Ode à projeção humana
Por Vitor Velloso
Durante a Mostra de Cinema de Tiradentes 2019
Alguns filmes são particularmente difíceis de escrever sobre, seja por uma questão objetiva, por possuir questões formais complexas e dissecar elas é um exercício bastante difícil, ou mesmo por uma questão subjetiva, pessoal de fato, onde a obra tenha atingiu de certa maneira determinados pontos que escrever sobre a experiência é quase injusto.
“Calypso” dirigido por Rodrigo Lima e Lucas Parente, é as duas coisas. Não trata-se apenas de uma releitura simplória de parte da jornada de Odisseu, mas uma visão visceral dos eventos e das características psicológicas. Se inicia com uma proclamação literária à la cinema marginal, mas já com uma composição que raciona com precisão o lugar do ser humano em toda aquela misancene. Como Herzog, o homem x natureza, em uma luta incessante, onde só podemos ver os resultados dessa batalha de fundo, mas a sanidade é um fluxo de estado que não se mantém sem a devoção ao caos e aquilo que tange a realidade. Se a metafísica possui sem papel central nas discussões que o longa levanta, a estética, o estilo, desenha exatamente o universo que estamos observando, traçando com falhas onde devemos manter o pé no chão e onde deixamos nos levar. Toda essa experiência é ampliada pelo desenho sonoro completamente hipnotizante, que monta uma viagem tão concreta que funcionaria por si só, mas aliada da imagem torna-se devastadora.
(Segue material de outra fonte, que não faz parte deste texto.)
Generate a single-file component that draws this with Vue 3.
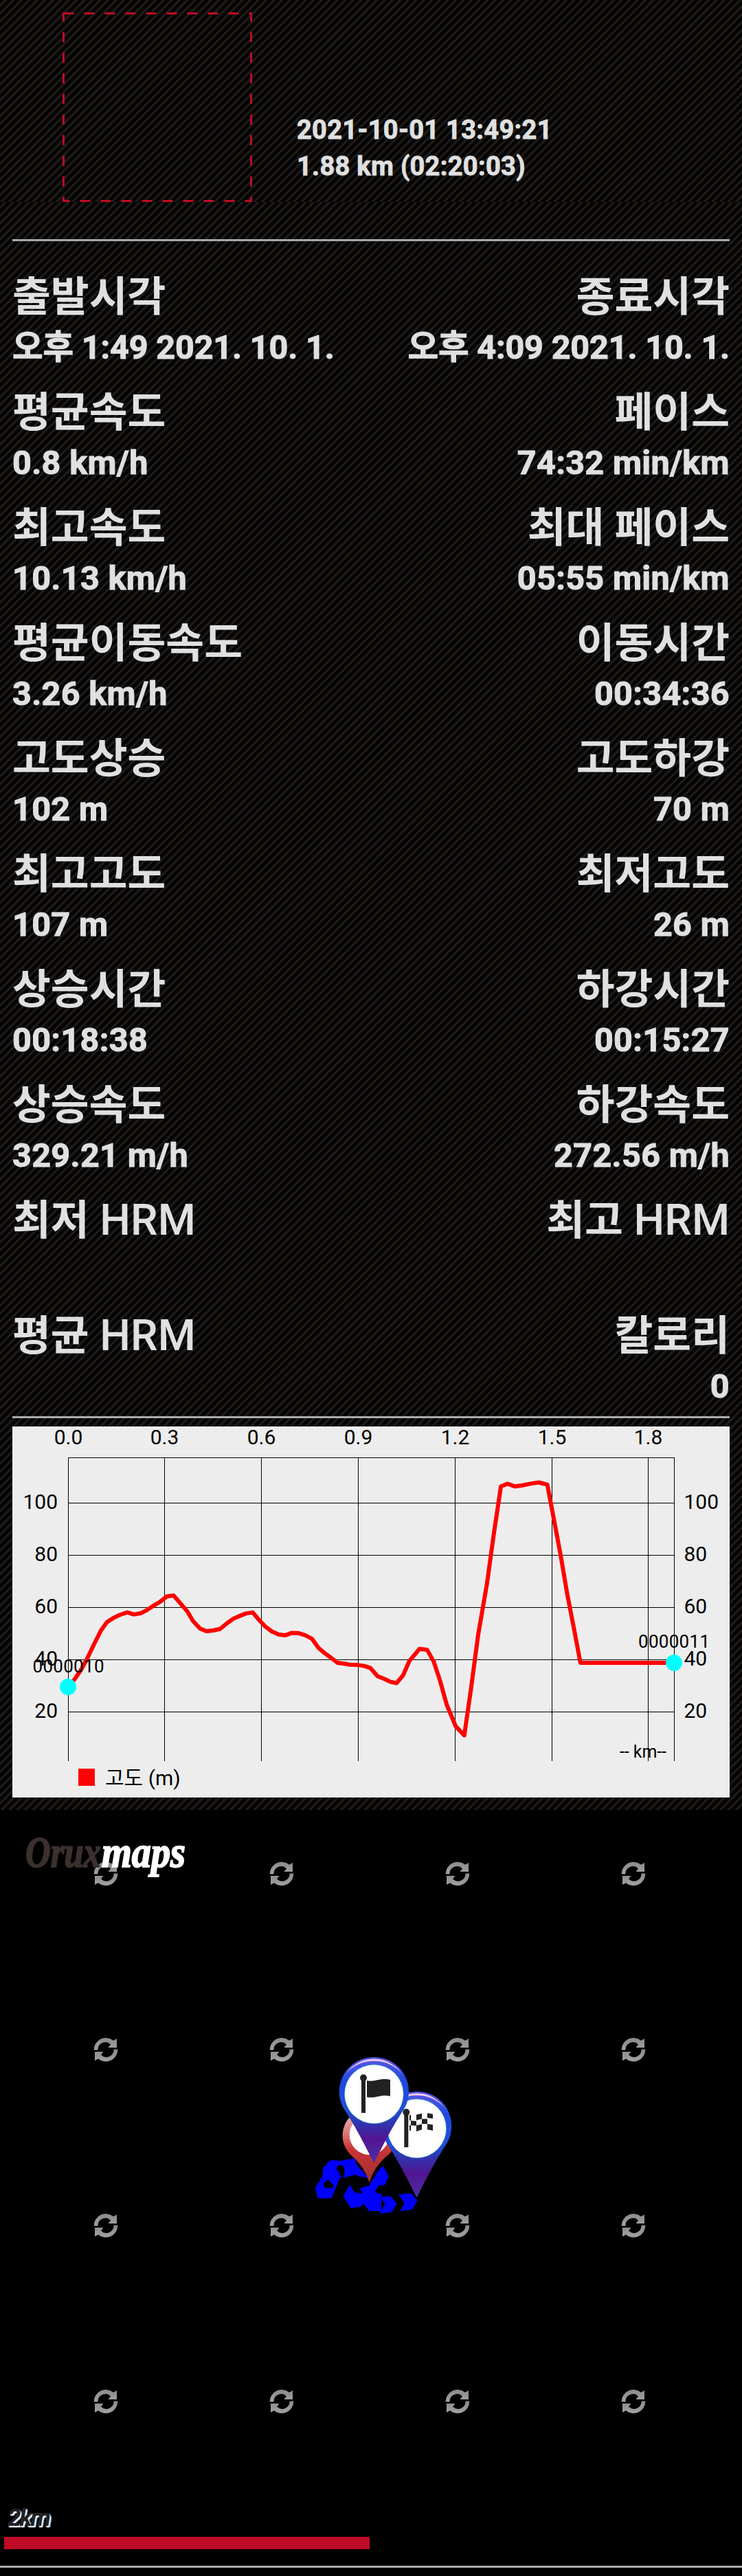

A referência mais próxima ao Malick, é nítida de certa maneira, mas não para na superfície, todo o transe que vemos em “Calypso” possui características muito próprias, desta maneira, as múltiplas leituras possíveis, são bem-vindas.
“Abaixo a interpretação”. Não defendo explicações à obra, acredito que a única maneira de apreciar de fato, é deixar-se levar, permitir que o tempo molde o que ficou. A questão geográfica da narrativa não é ignorada, pelo contrário, certa brasilidade aflora do texto e das interpretações em diversos momentos, além do cenário no fundo denunciar a decadência do homem em meio à própria casa. E toda a sedução que há no texto original, se mantém. Mas com uma face mais complexa, já que para além das palavras, temos a câmera. E num jogo poético tão livre, e fadado à desgraça, quanto o pau-brasil que nos cercou um dia, a câmera acompanha todos os movimentos de seus personagens, compreendendo uma impossibilidade de reconciliação.
A beleza dessa visão sem volta das decisões que tanto o filme, quanto o protagonista tomam, é a veracidade de nossos atos, e como nossas escolhas possuem reações tão viscerais quanto a dúvida de as tê-la. Sem a necessidade de reassumir posições, os diretores estão completamente livres em manipular a realidade e o tempo do que vemos na projeção. Com uma postura de descentralizar o filme, tanto em narrativa, quanto em atenção ao trabalho dos dois, buscam permitir que o fluxo das imagens em movimento soe o mais orgânico possível. E se em algum momento interrompem com violência alguma dança imagética, é por compreender que o controle de todos os destinos são exteriores aos personagens, mas não a eles.
A ideia da primordialidade do Homem, se encontra naquilo que se diz palavra ou imagem. Existe uma rigidez que contém certa brutalidade no pensamento, mas liberta a ideia política pela maior parte do tempo. Um conceito central, que só existe ao Homem enquanto Homem e à arte enquanto arte. Esse tom substancial de pequenas atitudes e gestos, são reveladores quanto à natureza da coisa em si. O arquétipo da fotogenia sendo elevado ao tom da morte. E a projeção como elevação da alma e da expressão. Um ode a liberdade enquanto impulso criativo, esse processo de auto flagelação ao qual o autor se submete para expurgar seus próprios demônios. O destino do Homem não apenas em travar a eterna luta contra o próprio planeta, mas contra a ideia de cultura, de ilusão alienadora.
Rodrigo Lima e Lucas Parente compõe uma das obras mais intrigantes dos últimos anos. Uma experiência impecável com a tela grande.